Forme asphyxiante

Rêve et silence, de Jaime Rosales, sur la perte d’un enfant.

Christophe Kantcheff  • 4 octobre 2012 abonné·es

Certains films donnent à voir avec ostentation les dispositifs esthétiques qui les gouvernent. C’est le cas de Rêve et silence, quatrième long-métrage de l’Espagnol Jaime Rosales. Le cinéaste a ainsi proposé aux comédiens une improvisation totale devant la caméra. Peut-être pour contrebalancer l’effet de réel obtenu – dialogues pas toujours assurés, sorties de champ inopinées des personnages qui laissent le cadre vide –, il a choisi de tourner en noir et blanc, en lumière naturelle, ce qui donne à l’écran un gros grain très « arty », et en scope. Peut-être Jaime Rosales s’est-il engagé dans ce volontarisme esthétique parce que son sujet est lourd : un couple espagnol avec deux enfants, vivant à Paris, perd l’une de ses filles dans un accident de voiture.
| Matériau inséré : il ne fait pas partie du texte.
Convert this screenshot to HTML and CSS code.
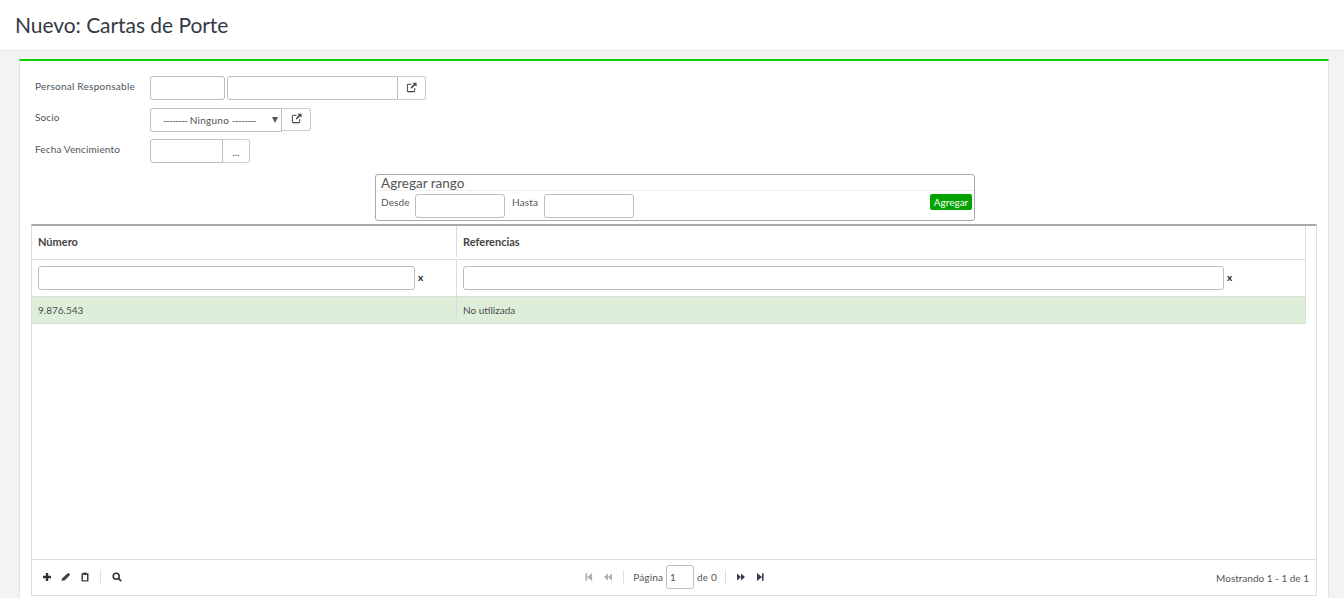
FILE: index.html
```html
<!DOCTYPE html>
<html lang="es">
<head>
<meta charset="utf-8">
<title>Nuevo: Cartas de Porte</title>
<link rel="stylesheet" href="styles.css">
</head>
<body>
<header class="page-head"><h1>Nuevo: Cartas de Porte</h1></header>
<main class="panel">
  <form class="form">
    <div class="row row-1">
      <label class="lbl lbl-1">Personal Responsable</label>
      <input class="inp w75" type="text">
      <div class="group">
        <input class="inp w171 join-r" type="text">
        <button class="addon w28" type="button"><svg class="ext" viewBox="0 0 12 12"><path d="M9.5 6.5v3a1 1 0 0 1-1 1h-6a1 1 0 0 1-1-1v-6a1 1 0 0 1 1-1h3.5" fill="none" stroke="currentColor" stroke-width="1.1"/><path d="M7 .7h4.5v4.5L9.9 3.6 6.3 7.2 5 5.9l3.6-3.6z" fill="currentColor"/></svg></button>
      </div>
    </div>
    <div class="row row-2">
      <label class="lbl lbl-2">Socio</label>
      <div class="group">
        <div class="select"><span class="dash">--------</span> Ninguno <span class="dash">--------</span><span class="caret"></span></div>
        <button class="addon w29" type="button"><svg class="ext" viewBox="0 0 12 12"><path d="M9.5 6.5v3a1 1 0 0 1-1 1h-6a1 1 0 0 1-1-1v-6a1 1 0 0 1 1-1h3.5" fill="none" stroke="currentColor" stroke-width="1.1"/><path d="M7 .7h4.5v4.5L9.9 3.6 6.3 7.2 5 5.9l3.6-3.6z" fill="currentColor"/></svg></button>
      </div>
    </div>
    <div class="row row-3">
      <label class="lbl lbl-3">Fecha Vencimiento</label>
      <div class="group">
        <input class="inp w73 join-r" type="text">
        <button class="addon w27 dots" type="button">...</button>
      </div>
    </div>
    <section class="range">
      <div class="range-title">Agregar rango</div>
      <div class="range-body">
        <label class="rlbl">Desde</label>
        <input class="inp w90" type="text">
        <label class="rlbl hasta">Hasta</label>
        <input class="inp w90" type="text">
        <button class="add" type="button">Agregar</button>
      </div>
    </section>
  </form>

  <section class="grid">
    <div class="grid-body">
      <div class="tr head">
        <div class="td c1">Número</div>
        <div class="td c2">Referencias</div>
      </div>
      <div class="tr filter">
        <div class="td c1"><input class="inp f1" type="text"><span class="x">x</span></div>
        <div class="td c2"><input class="inp f2" type="text"><span class="x">x</span></div>
      </div>
      <div class="tr data">
        <div class="td c1">9.876.543</div>
        <div class="td c2">No utilizada</div>
      </div>
    </div>
    <footer class="pager">
      <div class="tools">
        <svg class="ic" viewBox="0 0 10 10"><path d="M3.8 1h2.4v2.8H9v2.4H6.2V9H3.8V6.2H1V3.8h2.8z" fill="#2c3038"/></svg>
        <svg class="ic" viewBox="0 0 10 10"><path d="M7.2 .8l2 2-5.6 5.6-2 .2-1 .9.4-3.1z" fill="#4a4038"/></svg>
        <svg class="ic" viewBox="0 0 10 10"><path d="M3.5 1.2V.4h3v.8h2v8.4h-7V1.2zM3 3v5.2h4V3z" fill="#3a4048"/></svg>
        <span class="sep"></span>
        <svg class="ic" viewBox="0 0 10 10"><circle cx="4.2" cy="4.2" r="3" fill="none" stroke="#3a3632" stroke-width="1.6"/><path d="M6.4 6.4l2.8 2.8" stroke="#3a3632" stroke-width="1.9"/></svg>
      </div>
      <div class="nav">
        <svg class="ic off" viewBox="0 0 10 10"><path d="M1.5 1.2h1.6v7.6H1.5zM3.1 5l5-4v8z" fill="#aab0b8"/></svg>
        <svg class="ic off prev" viewBox="0 0 10 10"><path d="M5 5l4-3.6v7.2zM1 5l4-3.6v7.2z" fill="#b0aea8"/></svg>
        <span class="sep"></span>
        <span class="pg">Página</span>
        <input class="inp page" type="text" value="1">
        <span class="pg">de 0</span>
        <span class="sep sep-r"></span>
        <svg class="ic next" viewBox="0 0 10 10"><path d="M5 5L1 1.4v7.2zM9 5L5 1.4v7.2z" fill="#34404e"/></svg>
        <svg class="ic" viewBox="0 0 10 10"><path d="M7 5L2 1v8zM7 1.2h1.6v7.6H7z" fill="#34404e"/></svg>
      </div>
      <div class="count">Mostrando 1 - 1 de 1</div>
    </footer>
  </section>
</main>
</body>
</html>
```

FILE: styles.css
```css
* { box-sizing: border-box; }
html, body { margin: 0; height: 598px; overflow: hidden; }
body {
  background: #f3f3f3;
  font-family: Lato, "Liberation Sans", sans-serif;
  font-size: 10px;
  color: #555;
  display: flex;
  flex-direction: column;
}
.page-head {
  height: 51px;
  background: #fff;
  border-bottom: 1px solid #e7e7e7;
  padding: 12px 0 0 15px;
  flex: none;
}
h1 {
  margin: 0;
  font-size: 21px;
  font-weight: 400;
  line-height: 26px;
  letter-spacing: -.05px;
  color: #343a44;
}
.panel {
  margin: 8px 15px 0 19px;
  flex: 1;
  min-height: 0;
  background: #fff;
  border-top: 2px solid #0bcf0b;
  border-left: 1px solid #e2e2e2;
  border-right: 1px solid #e2e2e2;
  padding: 0 11px 2px 11px;
  display: flex;
  flex-direction: column;
}
.form { flex: none; }
.row { display: flex; align-items: flex-start; padding-left: 4px; }
.row-1 { padding-top: 15px; gap: 2px; }
.row-2 { padding-top: 8px; }
.row-3 { padding-top: 7px; }
.lbl { width: 115px; flex: none; color: #555; font-size: 10px; line-height: 12px; letter-spacing: .13px; }
.lbl-1 { padding-top: 4px; width: 113px; color: #4a5560; letter-spacing: .25px; }
.lbl-2 { padding-top: 3px; }
.lbl-3 { padding-top: 4px; }
.group { display: flex; }
.inp {
  display: block;
  height: 24px;
  border: 1px solid #bdbdbd;
  border-radius: 3px;
  background: #fff;
  padding: 0 3px;
  font: inherit;
  color: #555;
  outline: none;
}
.w75 { width: 75px; }
.w171 { width: 171px; }
.w73 { width: 73px; }
.w90 { width: 90px; }
.join-r { border-radius: 3px 0 0 3px; }
.addon {
  height: 24px;
  padding: 0;
  border: 1px solid #ccc;
  border-left: 0;
  border-radius: 0 3px 3px 0;
  background: #fff;
  color: #444;
  font: inherit;
  display: flex;
  align-items: center;
  justify-content: center;
}
.w28 { width: 28px; }
.w29 { width: 29px; height: 23px; }
.w27 { width: 27px; }
.dots { padding-top: 2px; font-size: 10px; }
.ext { width: 11px; height: 11px; display: block; margin-top: -2px; }
.select {
  width: 132px;
  height: 24px;
  border: 1px solid #bdbdbd;
  border-radius: 3px 0 0 3px;
  padding: 5px 0 0 12px;
  line-height: 13px;
  color: #555;
  position: relative;
  letter-spacing: .25px;
}
.dash { letter-spacing: -.72px; }
.caret {
  position: absolute;
  right: 3px;
  top: 8px;
  border-style: solid;
  border-width: 6px 3px 0;
  border-color: #555 transparent transparent;
}
.range {
  width: 600px;
  height: 47px;
  margin: 11px 0 0 344px;
  border: 1px solid #a8a8a8;
  border-radius: 3px;
}
.range-title {
  height: 16px;
  padding-left: 5px;
  font-size: 13.5px;
  line-height: 17px;
  color: #555;
  border-bottom: 1px solid #eee;
}
.range-body { display: flex; align-items: flex-start; padding: 3px 2px 0 5px; }
.rlbl { line-height: 12px; padding-top: 2px; width: 34px; flex: none; letter-spacing: .15px; }
.hasta { margin-left: 7px; width: 32px; }
.add {
  margin-left: auto;
  height: 16px;
  width: 42px;
  padding: 0;
  border: 0;
  border-radius: 2px;
  background: #00a300;
  color: #fff;
  font: inherit;
  line-height: 16px;
}
.grid {
  margin-top: 3px;
  flex: 1;
  min-height: 0;
  border-top: 2px solid #aaa;
  border-left: 1px solid #ddd;
  border-right: 1px solid #ddd;
  border-bottom: 1px solid #ddd;
  display: flex;
  flex-direction: column;
}
.grid-body { flex: 1; min-height: 0; }
.tr { display: flex; width: 1274px; border-right: 1px solid #ddd; }
.td { padding-left: 6px; display: flex; align-items: center; }
.c1 { width: 425px; border-right: 1px solid #ddd; flex: none; }
.c2 { flex: 1; }
.head { height: 34px; border-bottom: 1px solid #ddd; font-weight: 700; color: #444; font-size: 11px; padding-bottom: 2px; }
.filter { height: 37px; border-bottom: 1px solid #ddd; }
.data { height: 27px; background: #deefd9; border-bottom: 1px solid #d5dcd3; color: #4c4c4c; }
.f1 { width: 377px; }
.f2 { width: 761px; }
.x { margin-left: 3px; font-size: 10px; font-weight: 700; color: #222; position: relative; top: -1px; }
.pager {
  flex: none;
  height: 36px;
  border-top: 1px solid #ddd;
  display: flex;
  align-items: center;
  padding: 0 7px 2px 10px;
  justify-content: space-between;
}
.tools, .nav { display: flex; align-items: center; }
.tools .ic { margin-right: 9px; }
.tools .sep { margin: 0 11px 0 1px; }
.ic { width: 10px; height: 10px; display: block; flex: none; }
.sep { width: 1px; height: 14px; background: #e0e0e0; flex: none; }
.nav { margin-left: 2px; }
.nav .ic { margin: 0 5px; }
.nav .prev { margin-left: 4px; }
.nav .next { margin-right: 4px; }
.nav .sep { margin: 0 9px 0 5px; }
.nav .sep-r { margin: 0 5px 0 8px; }
.pg { color: #555; letter-spacing: .15px; }
.page { width: 28px; margin: 0 3px 0 3px; }
.count { color: #555; padding-top: 2px; }
```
Peut-être a-t-il voulu arracher du naturalisme et du prosaïsme son film, auquel il a souhaité donner, semble-t-il, une dimension spirituelle. La démarche est louable mais débouche sur un formalisme trop prononcé, qui finit par asphyxier l’émotion. La plus belle scène se déroule au cimetière. La caméra filme de loin la famille assistant à la mise en caveau du cercueil, assumant ainsi son extrême discrétion et sa pudeur. Mais quand celle-ci se rapproche, les comédiens semblent paradoxalement prisonniers d’un système. La liberté demande souvent plus de simplicité.